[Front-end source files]
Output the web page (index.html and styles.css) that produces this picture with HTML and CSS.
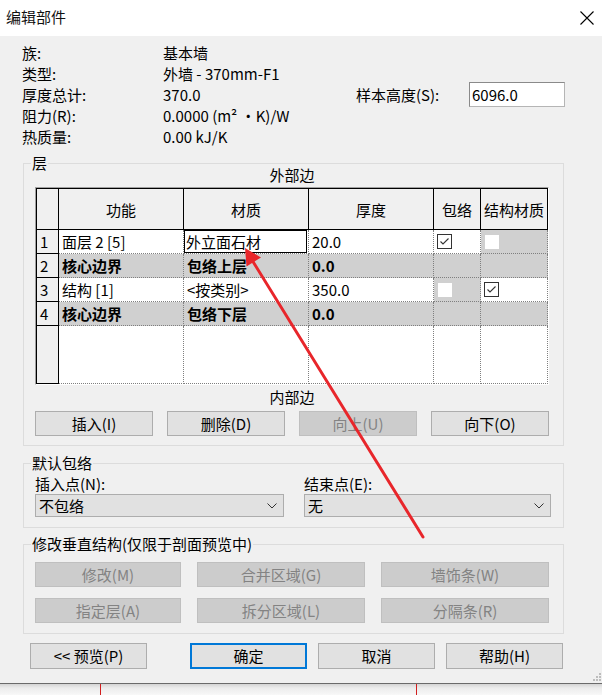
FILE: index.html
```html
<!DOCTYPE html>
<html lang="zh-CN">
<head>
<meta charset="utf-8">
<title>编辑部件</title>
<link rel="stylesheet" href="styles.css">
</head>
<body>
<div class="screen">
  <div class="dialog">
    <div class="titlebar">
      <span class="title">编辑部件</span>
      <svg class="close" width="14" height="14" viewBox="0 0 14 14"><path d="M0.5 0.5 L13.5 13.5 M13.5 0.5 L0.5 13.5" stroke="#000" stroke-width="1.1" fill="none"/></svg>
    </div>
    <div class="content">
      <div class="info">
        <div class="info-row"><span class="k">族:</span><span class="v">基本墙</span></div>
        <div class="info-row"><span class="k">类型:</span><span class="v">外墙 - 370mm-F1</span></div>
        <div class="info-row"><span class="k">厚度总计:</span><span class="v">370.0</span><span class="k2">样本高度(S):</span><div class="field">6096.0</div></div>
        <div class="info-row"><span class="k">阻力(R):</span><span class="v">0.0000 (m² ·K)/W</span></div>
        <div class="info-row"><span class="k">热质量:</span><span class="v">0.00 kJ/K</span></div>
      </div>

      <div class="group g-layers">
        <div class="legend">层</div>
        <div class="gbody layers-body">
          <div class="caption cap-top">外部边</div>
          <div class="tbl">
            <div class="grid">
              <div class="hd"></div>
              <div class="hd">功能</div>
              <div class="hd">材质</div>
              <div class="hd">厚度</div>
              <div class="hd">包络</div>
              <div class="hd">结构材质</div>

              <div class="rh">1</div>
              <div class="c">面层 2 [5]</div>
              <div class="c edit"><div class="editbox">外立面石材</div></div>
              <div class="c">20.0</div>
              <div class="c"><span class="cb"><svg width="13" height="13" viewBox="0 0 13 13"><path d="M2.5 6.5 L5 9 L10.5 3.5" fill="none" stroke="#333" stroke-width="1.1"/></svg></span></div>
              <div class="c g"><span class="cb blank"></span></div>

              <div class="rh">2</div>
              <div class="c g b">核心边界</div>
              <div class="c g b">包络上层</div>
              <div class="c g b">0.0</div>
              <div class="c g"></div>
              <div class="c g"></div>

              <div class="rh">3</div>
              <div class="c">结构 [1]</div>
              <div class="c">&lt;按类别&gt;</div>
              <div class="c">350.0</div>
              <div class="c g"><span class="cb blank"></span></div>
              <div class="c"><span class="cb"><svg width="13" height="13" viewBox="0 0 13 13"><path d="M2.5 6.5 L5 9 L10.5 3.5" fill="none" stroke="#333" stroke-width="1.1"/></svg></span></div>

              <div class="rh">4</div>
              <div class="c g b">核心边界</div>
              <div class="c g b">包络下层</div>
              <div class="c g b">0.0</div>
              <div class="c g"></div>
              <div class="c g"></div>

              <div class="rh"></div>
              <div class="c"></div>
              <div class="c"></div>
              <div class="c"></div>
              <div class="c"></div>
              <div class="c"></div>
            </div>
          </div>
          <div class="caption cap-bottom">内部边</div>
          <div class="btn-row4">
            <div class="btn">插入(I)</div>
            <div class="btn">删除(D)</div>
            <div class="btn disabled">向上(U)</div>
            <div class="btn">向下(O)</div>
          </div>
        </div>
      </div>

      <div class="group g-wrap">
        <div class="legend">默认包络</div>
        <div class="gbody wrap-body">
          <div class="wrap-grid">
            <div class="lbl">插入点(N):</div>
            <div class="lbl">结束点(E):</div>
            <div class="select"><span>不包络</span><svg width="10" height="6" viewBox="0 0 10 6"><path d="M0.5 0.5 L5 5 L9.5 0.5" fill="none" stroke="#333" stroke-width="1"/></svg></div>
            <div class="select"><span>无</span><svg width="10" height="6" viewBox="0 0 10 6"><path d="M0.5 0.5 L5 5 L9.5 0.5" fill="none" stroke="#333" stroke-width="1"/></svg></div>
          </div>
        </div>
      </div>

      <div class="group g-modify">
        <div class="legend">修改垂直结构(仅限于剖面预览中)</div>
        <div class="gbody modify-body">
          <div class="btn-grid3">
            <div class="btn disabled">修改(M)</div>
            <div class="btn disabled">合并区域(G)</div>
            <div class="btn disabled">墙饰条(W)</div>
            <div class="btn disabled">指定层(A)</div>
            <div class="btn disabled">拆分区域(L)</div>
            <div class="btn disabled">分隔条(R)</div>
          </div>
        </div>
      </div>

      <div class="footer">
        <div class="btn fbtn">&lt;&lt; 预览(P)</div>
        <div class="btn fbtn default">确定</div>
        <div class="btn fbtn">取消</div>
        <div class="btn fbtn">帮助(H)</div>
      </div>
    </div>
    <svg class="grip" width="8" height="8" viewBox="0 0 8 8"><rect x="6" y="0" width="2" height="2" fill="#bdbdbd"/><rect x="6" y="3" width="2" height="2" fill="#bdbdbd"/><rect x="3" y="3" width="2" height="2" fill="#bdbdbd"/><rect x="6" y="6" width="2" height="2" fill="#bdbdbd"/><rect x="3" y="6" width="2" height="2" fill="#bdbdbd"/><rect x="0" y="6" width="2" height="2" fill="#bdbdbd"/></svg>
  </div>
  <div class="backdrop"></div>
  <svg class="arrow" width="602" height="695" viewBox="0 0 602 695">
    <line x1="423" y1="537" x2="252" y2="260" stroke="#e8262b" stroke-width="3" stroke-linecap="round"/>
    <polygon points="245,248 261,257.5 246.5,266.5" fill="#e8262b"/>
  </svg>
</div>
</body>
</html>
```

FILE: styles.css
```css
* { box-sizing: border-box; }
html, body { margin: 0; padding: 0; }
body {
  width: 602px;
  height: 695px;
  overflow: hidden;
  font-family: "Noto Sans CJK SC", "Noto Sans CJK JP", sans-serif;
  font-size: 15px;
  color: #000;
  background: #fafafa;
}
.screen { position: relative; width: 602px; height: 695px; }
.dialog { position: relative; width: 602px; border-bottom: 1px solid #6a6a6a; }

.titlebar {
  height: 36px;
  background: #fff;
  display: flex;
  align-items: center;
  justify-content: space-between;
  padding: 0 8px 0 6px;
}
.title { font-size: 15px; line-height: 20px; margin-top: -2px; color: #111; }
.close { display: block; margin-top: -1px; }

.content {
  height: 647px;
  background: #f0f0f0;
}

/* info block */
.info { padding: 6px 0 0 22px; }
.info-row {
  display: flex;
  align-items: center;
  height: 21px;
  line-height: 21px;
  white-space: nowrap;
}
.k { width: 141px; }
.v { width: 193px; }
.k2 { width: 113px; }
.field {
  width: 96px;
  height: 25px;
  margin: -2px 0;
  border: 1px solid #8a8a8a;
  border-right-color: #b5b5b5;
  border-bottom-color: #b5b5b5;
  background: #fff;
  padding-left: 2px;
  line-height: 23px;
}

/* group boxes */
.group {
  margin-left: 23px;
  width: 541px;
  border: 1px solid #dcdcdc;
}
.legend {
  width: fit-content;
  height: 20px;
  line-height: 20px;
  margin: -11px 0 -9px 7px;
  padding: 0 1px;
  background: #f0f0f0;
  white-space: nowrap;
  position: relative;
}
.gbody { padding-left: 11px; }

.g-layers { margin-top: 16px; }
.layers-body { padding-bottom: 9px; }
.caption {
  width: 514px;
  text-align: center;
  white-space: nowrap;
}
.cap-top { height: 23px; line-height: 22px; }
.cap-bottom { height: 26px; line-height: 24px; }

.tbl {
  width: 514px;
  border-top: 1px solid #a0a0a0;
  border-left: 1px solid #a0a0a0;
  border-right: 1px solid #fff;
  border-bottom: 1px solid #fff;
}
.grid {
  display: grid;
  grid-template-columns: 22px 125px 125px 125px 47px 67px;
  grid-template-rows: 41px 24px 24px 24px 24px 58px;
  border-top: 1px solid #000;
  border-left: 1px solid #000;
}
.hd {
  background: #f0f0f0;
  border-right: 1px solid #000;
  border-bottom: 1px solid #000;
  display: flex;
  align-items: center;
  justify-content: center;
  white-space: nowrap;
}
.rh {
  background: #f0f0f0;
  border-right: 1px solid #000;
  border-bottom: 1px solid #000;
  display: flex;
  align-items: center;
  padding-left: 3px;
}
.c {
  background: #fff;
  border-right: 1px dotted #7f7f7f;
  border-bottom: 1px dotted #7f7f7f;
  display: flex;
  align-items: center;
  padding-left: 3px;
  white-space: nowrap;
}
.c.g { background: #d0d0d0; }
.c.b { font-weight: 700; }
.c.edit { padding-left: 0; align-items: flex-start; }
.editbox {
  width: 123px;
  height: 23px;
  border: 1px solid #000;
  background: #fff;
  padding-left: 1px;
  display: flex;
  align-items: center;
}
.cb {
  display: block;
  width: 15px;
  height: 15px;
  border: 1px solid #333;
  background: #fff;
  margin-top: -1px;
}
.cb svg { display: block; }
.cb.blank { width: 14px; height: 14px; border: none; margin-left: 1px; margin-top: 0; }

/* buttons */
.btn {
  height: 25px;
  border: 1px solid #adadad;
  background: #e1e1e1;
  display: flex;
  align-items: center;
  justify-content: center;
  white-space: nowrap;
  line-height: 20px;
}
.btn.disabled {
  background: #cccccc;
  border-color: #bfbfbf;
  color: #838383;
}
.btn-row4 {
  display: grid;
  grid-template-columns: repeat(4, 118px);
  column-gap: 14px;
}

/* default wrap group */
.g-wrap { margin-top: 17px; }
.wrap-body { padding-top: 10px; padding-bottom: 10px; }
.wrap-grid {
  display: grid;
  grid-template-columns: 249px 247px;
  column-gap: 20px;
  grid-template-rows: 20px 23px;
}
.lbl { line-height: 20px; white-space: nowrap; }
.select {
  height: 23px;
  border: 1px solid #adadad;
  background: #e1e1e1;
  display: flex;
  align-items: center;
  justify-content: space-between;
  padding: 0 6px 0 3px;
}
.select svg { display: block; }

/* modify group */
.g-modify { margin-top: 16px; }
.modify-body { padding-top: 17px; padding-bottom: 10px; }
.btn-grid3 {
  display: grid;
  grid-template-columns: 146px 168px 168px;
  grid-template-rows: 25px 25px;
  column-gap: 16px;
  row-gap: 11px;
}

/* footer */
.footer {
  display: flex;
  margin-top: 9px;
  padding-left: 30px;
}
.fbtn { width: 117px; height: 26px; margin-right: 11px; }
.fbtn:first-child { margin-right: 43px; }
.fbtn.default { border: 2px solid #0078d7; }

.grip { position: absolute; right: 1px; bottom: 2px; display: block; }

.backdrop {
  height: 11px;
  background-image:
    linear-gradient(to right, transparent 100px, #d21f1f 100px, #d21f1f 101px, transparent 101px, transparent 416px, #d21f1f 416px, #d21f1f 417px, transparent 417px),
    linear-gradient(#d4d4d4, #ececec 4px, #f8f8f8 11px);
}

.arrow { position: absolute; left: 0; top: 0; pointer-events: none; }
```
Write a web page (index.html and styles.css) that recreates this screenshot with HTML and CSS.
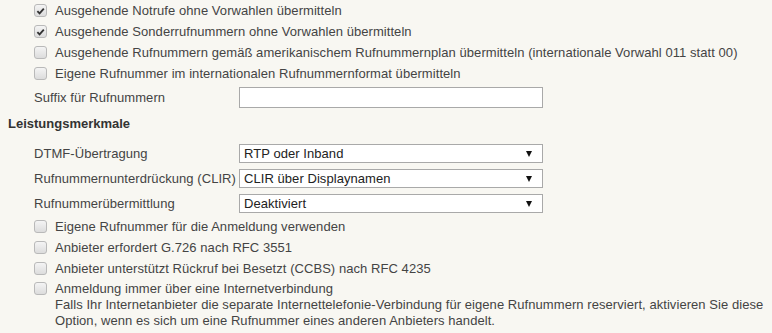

- Objective: Going through the lines above one by one, tally those with the word "page" and give only the total.

- Problem solution: 2